▶ [TASK BRIEF]: Skip every image and restate the data word for word.
<<<<
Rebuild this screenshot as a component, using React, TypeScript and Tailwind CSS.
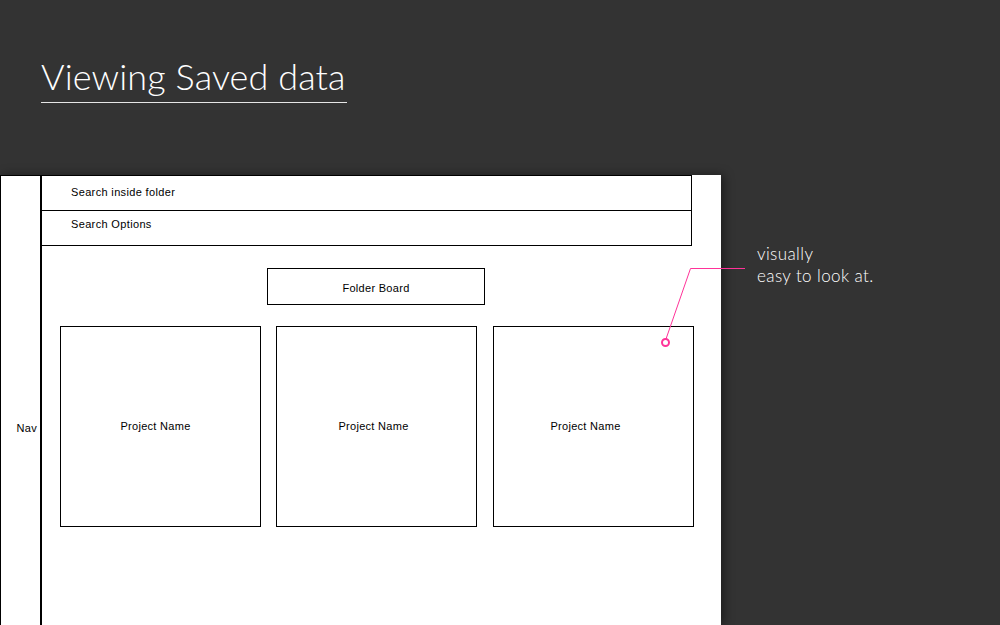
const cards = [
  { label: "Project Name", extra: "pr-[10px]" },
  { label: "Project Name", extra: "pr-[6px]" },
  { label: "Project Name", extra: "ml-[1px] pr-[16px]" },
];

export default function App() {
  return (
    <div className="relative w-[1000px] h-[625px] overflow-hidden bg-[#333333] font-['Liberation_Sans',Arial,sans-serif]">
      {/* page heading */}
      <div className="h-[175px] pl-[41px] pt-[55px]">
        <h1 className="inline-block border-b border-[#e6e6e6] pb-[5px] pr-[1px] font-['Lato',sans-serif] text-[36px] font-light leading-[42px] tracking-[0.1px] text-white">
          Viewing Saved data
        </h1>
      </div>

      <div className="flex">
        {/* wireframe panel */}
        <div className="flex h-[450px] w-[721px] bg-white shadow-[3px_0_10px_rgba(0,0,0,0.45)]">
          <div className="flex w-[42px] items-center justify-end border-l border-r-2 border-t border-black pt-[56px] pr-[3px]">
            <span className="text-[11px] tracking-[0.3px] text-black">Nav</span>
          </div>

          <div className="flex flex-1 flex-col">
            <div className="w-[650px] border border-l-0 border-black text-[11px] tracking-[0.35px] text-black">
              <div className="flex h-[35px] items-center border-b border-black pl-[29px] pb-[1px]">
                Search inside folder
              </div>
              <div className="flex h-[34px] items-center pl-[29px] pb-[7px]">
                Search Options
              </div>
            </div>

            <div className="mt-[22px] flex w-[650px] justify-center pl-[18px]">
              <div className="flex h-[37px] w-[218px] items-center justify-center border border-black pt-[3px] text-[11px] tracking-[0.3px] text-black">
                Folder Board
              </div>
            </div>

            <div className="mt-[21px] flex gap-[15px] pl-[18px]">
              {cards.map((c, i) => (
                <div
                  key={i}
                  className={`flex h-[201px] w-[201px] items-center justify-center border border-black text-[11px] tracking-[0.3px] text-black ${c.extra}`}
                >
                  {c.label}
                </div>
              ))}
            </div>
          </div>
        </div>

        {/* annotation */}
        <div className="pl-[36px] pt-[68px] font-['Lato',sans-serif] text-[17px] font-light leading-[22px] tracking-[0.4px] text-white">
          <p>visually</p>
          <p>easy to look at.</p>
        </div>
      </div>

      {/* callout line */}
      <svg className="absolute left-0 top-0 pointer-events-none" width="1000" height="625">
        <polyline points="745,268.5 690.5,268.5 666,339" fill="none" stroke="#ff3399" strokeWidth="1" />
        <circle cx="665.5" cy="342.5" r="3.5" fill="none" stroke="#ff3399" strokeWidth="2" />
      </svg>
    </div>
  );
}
>>>>
▶ [COMPLETED TASK]:
Rebuild this screenshot as a component, using React, TypeScript and Tailwind CSS.
const cards = [
  { label: "Project Name", extra: "pr-[10px]" },
  { label: "Project Name", extra: "pr-[6px]" },
  { label: "Project Name", extra: "ml-[1px] pr-[16px]" },
];

export default function App() {
  return (
    <div className="relative w-[1000px] h-[625px] overflow-hidden bg-[#333333] font-['Liberation_Sans',Arial,sans-serif]">
      {/* page heading */}
      <div className="h-[175px] pl-[41px] pt-[55px]">
        <h1 className="inline-block border-b border-[#e6e6e6] pb-[5px] pr-[1px] font-['Lato',sans-serif] text-[36px] font-light leading-[42px] tracking-[0.1px] text-white">
          Viewing Saved data
        </h1>
      </div>

      <div className="flex">
        {/* wireframe panel */}
        <div className="flex h-[450px] w-[721px] bg-white shadow-[3px_0_10px_rgba(0,0,0,0.45)]">
          <div className="flex w-[42px] items-center justify-end border-l border-r-2 border-t border-black pt-[56px] pr-[3px]">
            <span className="text-[11px] tracking-[0.3px] text-black">Nav</span>
          </div>

          <div className="flex flex-1 flex-col">
            <div className="w-[650px] border border-l-0 border-black text-[11px] tracking-[0.35px] text-black">
              <div className="flex h-[35px] items-center border-b border-black pl-[29px] pb-[1px]">
                Search inside folder
              </div>
              <div className="flex h-[34px] items-center pl-[29px] pb-[7px]">
                Search Options
              </div>
            </div>

            <div className="mt-[22px] flex w-[650px] justify-center pl-[18px]">
              <div className="flex h-[37px] w-[218px] items-center justify-center border border-black pt-[3px] text-[11px] tracking-[0.3px] text-black">
                Folder Board
              </div>
            </div>

            <div className="mt-[21px] flex gap-[15px] pl-[18px]">
              {cards.map((c, i) => (
                <div
                  key={i}
                  className={`flex h-[201px] w-[201px] items-center justify-center border border-black text-[11px] tracking-[0.3px] text-black ${c.extra}`}
                >
                  {c.label}
                </div>
              ))}
            </div>
          </div>
        </div>

        {/* annotation */}
        <div className="pl-[36px] pt-[68px] font-['Lato',sans-serif] text-[17px] font-light leading-[22px] tracking-[0.4px] text-white">
          <p>visually</p>
          <p>easy to look at.</p>
        </div>
      </div>

      {/* callout line */}
      <svg className="absolute left-0 top-0 pointer-events-none" width="1000" height="625">
        <polyline points="745,268.5 690.5,268.5 666,339" fill="none" stroke="#ff3399" strokeWidth="1" />
        <circle cx="665.5" cy="342.5" r="3.5" fill="none" stroke="#ff3399" strokeWidth="2" />
      </svg>
    </div>
  );
}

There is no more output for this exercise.